We hope that what we present at Andina today is no less enchanting, no less inspired and nourishing. Because we are in Oregon, we can take advantage of different things. As my son Peter has noted, Peruvian food is without artifice; it is an authentic fusion cuisine. Contemporary cuisine in Peru today is itself a product of assimilation: of modern techniques, of global exchanges of products and ideas. At Andina we believe that Peru’s greatest culinary gift is not a recipe or an ingredient but a spirit of inquiry and openness that honors other times and places without ever leaving the present. When we introduce our customers to all that is wonderful about Peruvian cuisine, we do so not only through indigenous ingredients and original creations but also through our acceptance of what we have found in Oregon. This spirit of openness leads to moments lived in a welcoming and committed conversation with other times and other places—with other ingredients and flavors along with our own.
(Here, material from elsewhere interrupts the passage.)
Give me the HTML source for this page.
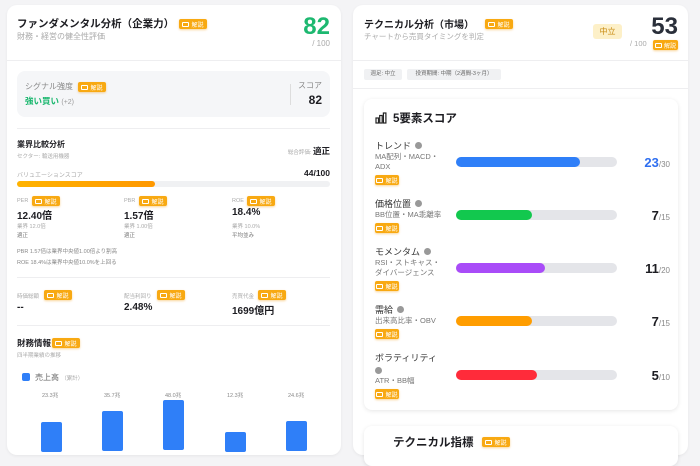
<!DOCTYPE html><html><head><meta charset="utf-8"><style>
*{margin:0;padding:0;box-sizing:border-box}
body{width:700px;height:441px;overflow:hidden;background:#f4f4f6;font-family:"Liberation Sans","Noto Sans CJK JP",sans-serif;color:#1d1d22;position:relative}
.a{position:absolute;white-space:nowrap}
.card{position:absolute;background:#fff;border-radius:10px;box-shadow:0 1px 3px rgba(0,0,0,.06)}
.b{position:absolute;background:#f8a912;color:#fff;font-size:6px;border-radius:2px;height:10px;width:28px;display:flex;align-items:center;justify-content:center;white-space:nowrap;box-shadow:0 1px 2px rgba(240,150,0,.4)}
.b:before{content:"";display:block;width:5px;height:3px;border:1px solid #fff;border-radius:1px;margin-right:2px;flex:none}
.hr{position:absolute;height:1px;background:#eeeef0}
.g{font-size:5.5px;color:#aaa}
.v{font-size:10px;font-weight:bold}
.track{position:absolute;left:456px;width:161px;height:10px;background:#e4e5e9;border-radius:5px}
.fill{height:10px;border-radius:5px}
.lab{font-size:9px;color:#333}
.sub{font-size:7.5px;color:#777;line-height:10px}
.sc{font-size:13px;font-weight:bold;text-align:right;right:30px}
.sc span{font-size:8px;font-weight:normal;color:#888}
.info{display:inline-block;width:7px;height:7px;border-radius:50%;background:#999;margin-left:4px;vertical-align:0}
</style></head><body>
<div class="card" style="left:7px;top:5px;width:334px;height:450px"></div>
<div class="a" style="left:17px;top:16px;font-size:10.5px;font-weight:bold">ファンダメンタル分析（企業力）</div>
<div class="b" style="left:179px;top:19px">解説</div>
<div class="a" style="left:17px;top:31px;font-size:8px;color:#aaa">財務・経営の健全性評価</div>
<div class="a" style="right:370px;top:13px;font-size:24px;font-weight:bold;color:#1db870">82</div>
<div class="a" style="right:370px;top:39px;font-size:8px;color:#aaa">/ 100</div>
<div class="hr" style="left:7px;width:334px;top:60px"></div>
<div class="a" style="left:17px;top:71px;width:313px;height:46px;background:#f5f6f8;border-radius:8px"></div>
<div class="a" style="left:25px;top:81px;font-size:8px;color:#888">シグナル強度</div>
<div class="b" style="left:78px;top:82px">解説</div>
<div class="a" style="left:25px;top:95px;font-size:8.5px;font-weight:bold;color:#1db870">強い買い <span style="font-weight:normal;color:#999;font-size:7px">(+2)</span></div>
<div class="a" style="left:290px;top:84px;width:1px;height:21px;background:#ddd"></div>
<div class="a" style="right:378px;top:80px;font-size:8px;color:#888">スコア</div>
<div class="a" style="right:378px;top:93px;font-size:12px;font-weight:bold">82</div>
<div class="hr" style="left:17px;width:313px;top:128px"></div>
<div class="a" style="left:17px;top:139px;font-size:8px;font-weight:bold">業界比較分析</div>
<div class="a g" style="left:17px;top:152px">セクター: 輸送用機器</div>
<div class="a" style="right:370px;top:145px;font-size:8.5px;font-weight:bold"><span class="g" style="font-weight:normal">総合評価: </span>適正</div>
<div class="a g" style="left:17px;top:170px;font-size:6px">バリュエーションスコア</div>
<div class="a" style="right:370px;top:168px;font-size:8.5px;font-weight:bold">44/100</div>
<div class="a" style="left:17px;top:181px;width:313px;height:6px;background:#f0f1f3;border-radius:3px"><div style="width:138px;height:6px;border-radius:3px;background:linear-gradient(90deg,#ffb300,#ff9800)"></div></div>
<div class="a g" style="left:17px;top:198px">PER</div><div class="b" style="left:32px;top:196px">解説</div>
<div class="a g" style="left:124px;top:198px">PBR</div><div class="b" style="left:139px;top:196px">解説</div>
<div class="a g" style="left:232px;top:198px">ROE</div><div class="b" style="left:247px;top:196px">解説</div>
<div class="a v" style="left:17px;top:207px">12.40倍</div>
<div class="a v" style="left:124px;top:207px">1.57倍</div>
<div class="a v" style="left:232px;top:207px">18.4%</div>
<div class="a g" style="left:17px;top:222px">業界 12.0倍</div><div class="a g" style="left:124px;top:222px">業界 1.00倍</div><div class="a g" style="left:232px;top:222px">業界 10.0%</div>
<div class="a g" style="left:17px;top:231px;color:#777">適正</div><div class="a g" style="left:124px;top:231px;color:#777">適正</div><div class="a g" style="left:232px;top:231px;color:#777">平均並み</div>
<div class="a g" style="left:17px;top:247px;color:#888">PBR 1.57倍は業界中央値1.00倍より割高</div>
<div class="a g" style="left:17px;top:258px;color:#888">ROE 18.4%は業界中央値10.0%を上回る</div>
<div class="hr" style="left:17px;width:313px;top:277px"></div>
<div class="a g" style="left:17px;top:292px">時価総額</div><div class="b" style="left:44px;top:290px">解説</div>
<div class="a g" style="left:124px;top:292px">配当利回り</div><div class="b" style="left:157px;top:290px">解説</div>
<div class="a g" style="left:232px;top:292px">売買代金</div><div class="b" style="left:258px;top:290px">解説</div>
<div class="a v" style="left:17px;top:302px">--</div><div class="a v" style="left:124px;top:302px">2.48%</div><div class="a v" style="left:232px;top:302px">1699億円</div>
<div class="hr" style="left:17px;width:313px;top:325px"></div>
<div class="a" style="left:17px;top:337px;font-size:8.5px;font-weight:bold">財務情報</div><div class="b" style="left:52px;top:338px">解説</div>
<div class="a g" style="left:17px;top:351px">四半期業績の推移</div>
<div class="a" style="left:22px;top:373px;width:8px;height:8px;border-radius:2px;background:#2f7ff8"></div>
<div class="a" style="left:35px;top:372px;font-size:8px;color:#666">売上高 <span style="font-size:5.5px;color:#aaa">（累計）</span></div>
<div class="a g" style="left:42px;top:391px;color:#888">23.3兆</div><div class="a" style="left:41px;top:422px;width:21px;height:30px;background:#2f7ff8;border-radius:2px"></div>
<div class="a g" style="left:104px;top:391px;color:#888">35.7兆</div><div class="a" style="left:102px;top:411px;width:21px;height:40px;background:#2f7ff8;border-radius:2px"></div>
<div class="a g" style="left:165px;top:391px;color:#888">48.0兆</div><div class="a" style="left:163px;top:400px;width:21px;height:50px;background:#2f7ff8;border-radius:2px"></div>
<div class="a g" style="left:227px;top:391px;color:#888">12.3兆</div><div class="a" style="left:225px;top:432px;width:21px;height:20px;background:#2f7ff8;border-radius:2px"></div>
<div class="a g" style="left:288px;top:391px;color:#888">24.6兆</div><div class="a" style="left:286px;top:421px;width:21px;height:30px;background:#2f7ff8;border-radius:2px"></div>

<div class="card" style="left:353px;top:5px;width:335px;height:450px"></div>
<div class="a" style="left:364px;top:16px;font-size:10px;font-weight:bold">テクニカル分析（市場）</div>
<div class="b" style="left:485px;top:19px">解説</div>
<div class="a" style="left:364px;top:31px;font-size:7.5px;color:#aaa">チャートから売買タイミングを判定</div>
<div class="a" style="left:593px;top:24px;width:29px;height:15px;background:#fdf0c8;color:#c88a10;font-size:8px;line-height:15px;text-align:center;border-radius:3px">中立</div>
<div class="a" style="right:22px;top:13px;font-size:24px;font-weight:bold;color:#2a2f3a">53</div>
<div class="a" style="left:630px;top:39px;font-size:7.5px;color:#aaa">/ 100</div>
<div class="b" style="left:653px;top:40px;width:25px">解説</div>
<div class="hr" style="left:353px;width:335px;top:60px"></div>
<div class="a" style="left:364px;top:69px;width:38px;height:11px;background:#f0f1f3;border-radius:2px;font-size:5.5px;color:#666;line-height:11px;text-align:center">週足: 中立</div>
<div class="a" style="left:407px;top:69px;width:94px;height:11px;background:#f0f1f3;border-radius:2px;font-size:5.5px;color:#666;line-height:11px;text-align:center">投資期間: 中期（2週間-3ヶ月）</div>
<div class="hr" style="left:353px;width:335px;top:88px"></div>
<div class="a" style="left:364px;top:99px;width:314px;height:311px;border-radius:8px;background:#fff;box-shadow:0 1px 4px rgba(0,0,0,.1)"></div>
<svg class="a" style="left:375px;top:112px" width="12" height="12" viewBox="0 0 12 12" fill="none" stroke="#222" stroke-width="1.2"><rect x="1" y="6" width="2.5" height="5"/><rect x="4.7" y="3.5" width="2.5" height="7.5"/><rect x="8.4" y="1" width="2.5" height="10"/></svg>
<div class="a" style="left:393px;top:110px;font-size:11.5px;font-weight:bold">5要素スコア</div>

<div class="a lab" style="left:375px;top:139px">トレンド<span class="info"></span></div>
<div class="a sub" style="left:375px;top:152px">MA配列・MACD・<br>ADX</div>
<div class="b" style="left:375px;top:175px;width:24px">解説</div>
<div class="track" style="top:157px"><div class="fill" style="width:124px;background:#2f7ff8"></div></div>
<div class="a sc" style="top:155px;color:#2f6ff0">23<span>/30</span></div>

<div class="a lab" style="left:375px;top:197px">価格位置<span class="info"></span></div>
<div class="a sub" style="left:375px;top:210px">BB位置・MA乖離率</div>
<div class="b" style="left:375px;top:223px;width:24px">解説</div>
<div class="track" style="top:210px"><div class="fill" style="width:76px;background:#12c84e"></div></div>
<div class="a sc" style="top:208px">7<span>/15</span></div>

<div class="a lab" style="left:375px;top:245px">モメンタム<span class="info"></span></div>
<div class="a sub" style="left:375px;top:258px">RSI・ストキャス・<br>ダイバージェンス</div>
<div class="b" style="left:375px;top:281px;width:24px">解説</div>
<div class="track" style="top:263px"><div class="fill" style="width:89px;background:#a94cf8"></div></div>
<div class="a sc" style="top:261px">11<span>/20</span></div>

<div class="a lab" style="left:375px;top:303px">需給<span class="info"></span></div>
<div class="a sub" style="left:375px;top:316px">出来高比率・OBV</div>
<div class="b" style="left:375px;top:329px;width:24px">解説</div>
<div class="track" style="top:316px"><div class="fill" style="width:76px;background:#ff9d00"></div></div>
<div class="a sc" style="top:314px">7<span>/15</span></div>

<div class="a lab" style="left:375px;top:351px">ボラティリティ</div>
<div class="a" style="left:375px;top:367px;width:7px;height:7px;border-radius:50%;background:#999"></div>
<div class="a sub" style="left:375px;top:376px">ATR・BB幅</div>
<div class="b" style="left:375px;top:389px;width:24px">解説</div>
<div class="track" style="top:370px"><div class="fill" style="width:81px;background:#ff2b3a"></div></div>
<div class="a sc" style="top:368px">5<span>/10</span></div>

<div class="a" style="left:364px;top:426px;width:314px;height:40px;border-radius:8px;background:#fff;box-shadow:0 1px 4px rgba(0,0,0,.1)"></div>
<div class="a" style="left:393px;top:434px;font-size:11.5px;font-weight:bold">テクニカル指標</div>
<div class="b" style="left:482px;top:437px">解説</div>
</body></html>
2 thoughts on “Andina Restaurant: Portland, Oregon | Doris Rodriguez de Platt

  • It’s all true. Andina IS enchanting. This work-a-day non-chef patron concurs, that Andina’s warm spirit and ambiance make it a top choice when celebrating with family and close friends…………and……….their affordable, intimate, entertaining, and seasonally relevant happy hour have made it a favorite of our out-of-town guests. All this to say, just three little words………Go. Enjoy. Repeat.

  • Claro! One of my alltime favorite restaurants in Portland, not only because the food is outstanding, and local, but the ambiance is very welcoming and on weekends the music makes you feel like you’re in Peru. Don’t miss it.